John Stewart Bryan


John Stewart Bryan was the member of a prominent Virginia newspaper family and was the nineteenth president of the College of William and Mary, serving from 1934 to 1942. He also served as the fourth American chancellor of the college from 1942 to 1944.
Prior to his service as president of the College of William and Mary, Bryan served as the publisher of Richmond Times-Dispatch and the president of the American Newspaper Publishers Association.

Heritage

In 1871, John Stewart Bryan was born in Henrico County, Virginia, to an affluent southern family. Bryan's great grandfather Joseph Bryan had been a congressman from Georgia from 1803 to 1806. His grandfather John Randolph Bryan was tutored by his namesake John Randolph of Virginia and ultimately relocated his family to Gloucester County, Virginia and then Fluvanna County, Virginia. John Stewart Bryan's father served in the Civil War before completing his law degree from the University of Virginia in 1868. By the time John Stewart Bryan was born, his father Joseph Bryan had taken on Richmond tobacco magnate Lewis Ginter as a legal client. In 1887, Bryan's father purchased the Daily Times newspaper from Ginter.

Early career

While his father ran the fledgling Times newspaper, the younger Bryan graduated in 1893 from the University of Virginia in Charlottesville and obtained a law degree from Harvard University in 1897. After a brief stint as a lawyer in New York, he returned to Richmond in 1898 to form a joint practice with Murray Mason McGuire. He then quit law to work for his father's newspaper company in 1900.

As newspaperman

Through a series of newspaper mergers and acquisitions, Joseph Bryan became the owner of both the Richmond Times-Dispatch and The Richmond News Leader. When Joseph Bryan died in 1908, John Stewart Bryan took over as president of both newspapers. He sold off the Times-Dispatch in 1914 but retained ownership of the News Leader.
By 1927, John Stewart Bryan had become the president of the American Newspaper Publishers Association. He partnered with Chicago newspaperman Samuel Emory Thomason to purchase The Tampa Tribune for $900,000. In 1928, they purchased the Chicago Daily Journal.

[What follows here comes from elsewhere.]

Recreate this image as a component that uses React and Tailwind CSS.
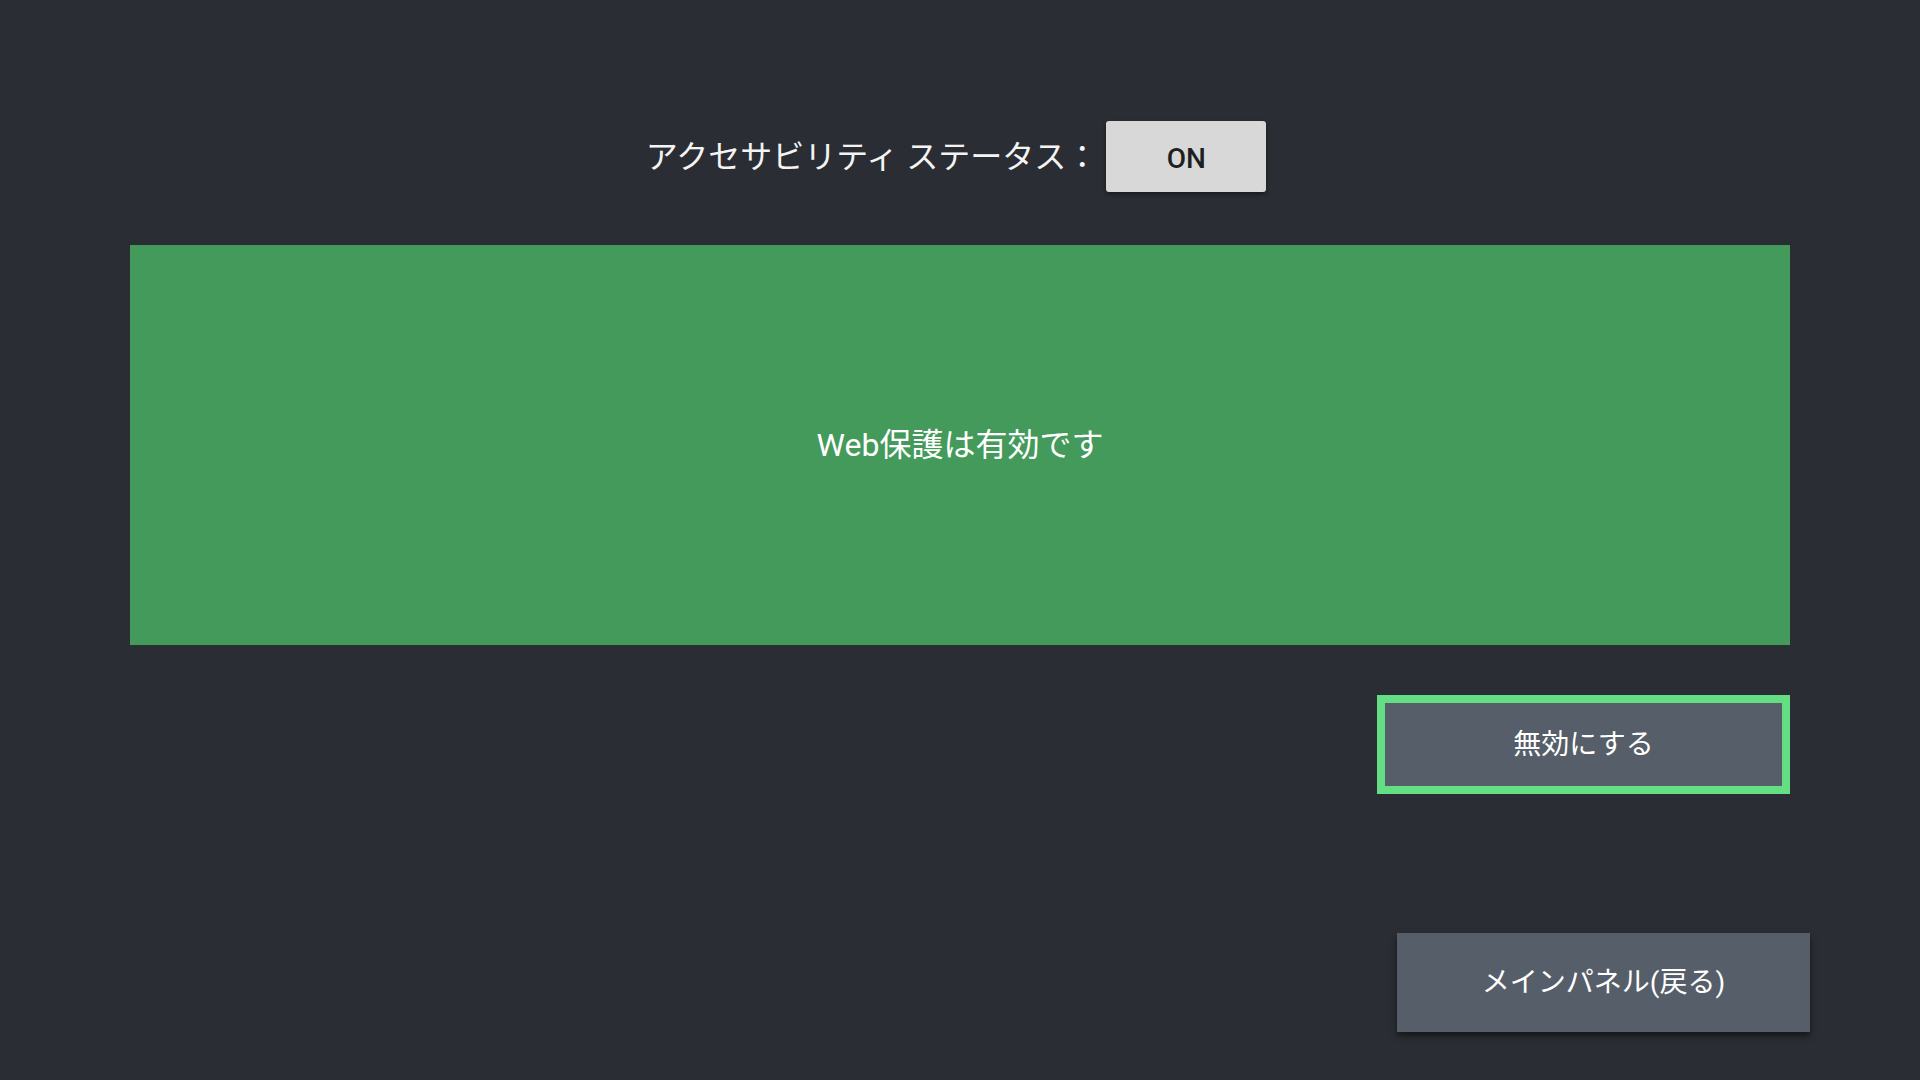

College of William and Mary

In 1926 Bryan became a member of the board of visitors of the College of William and Mary in Williamsburg. Early in the 1930s, as vice rector, he served under the erratic leadership of President Julian Alvin Carroll Chandler. Following Chandler's death, the board named Bryan president of the college on June 30, 1934.
Bryan became the nineteenth president of the College of William and Mary, serving until 1942. He also served as the fourth American chancellor of the college from 1942 to 1944.
In addition to the financial struggles of the Great Depression, Bryan's tenure was also marked by the recent establishment and beginnings of Colonial Williamsburg. Largely thanks to the vision of a William and Mary instructor, Reverend Dr. W. A. R. Goodwin and the substantial financial support from John D. Rockefeller Jr. and his wife, Abby Aldrich Rockefeller, the William and Mary Campus had seen substantial construction on campus from 1928 to 1932, as historic buildings were restored to their 18th-century appearance. Significant campus construction continued under Bryan, including the 1935, Sunken Garden designed by Charles M. Robinson.
His papers from his service as president and chancellor of the College of William and Mary are held by the Special Collections Research Center at the College of William and Mary.

Later career

In 1940, towards the end of Bryan's tenure as president of William and Mary, Richmond, Virginia's two newspapers, the Times-Dispatch and News Leader, merged to form Richmond Newspapers a majority of which was owned by the Bryan family. This conglomerate would later be known as Media General.

Death and legacy

Bryan died in October 16, 1944 leaving the newspapers to his son D. Tennant Bryan.
Other life contributions included:
Bryan Hall, a residence hall on the campus of the College of William and Mary, bears his name, as does the complex of which it is part.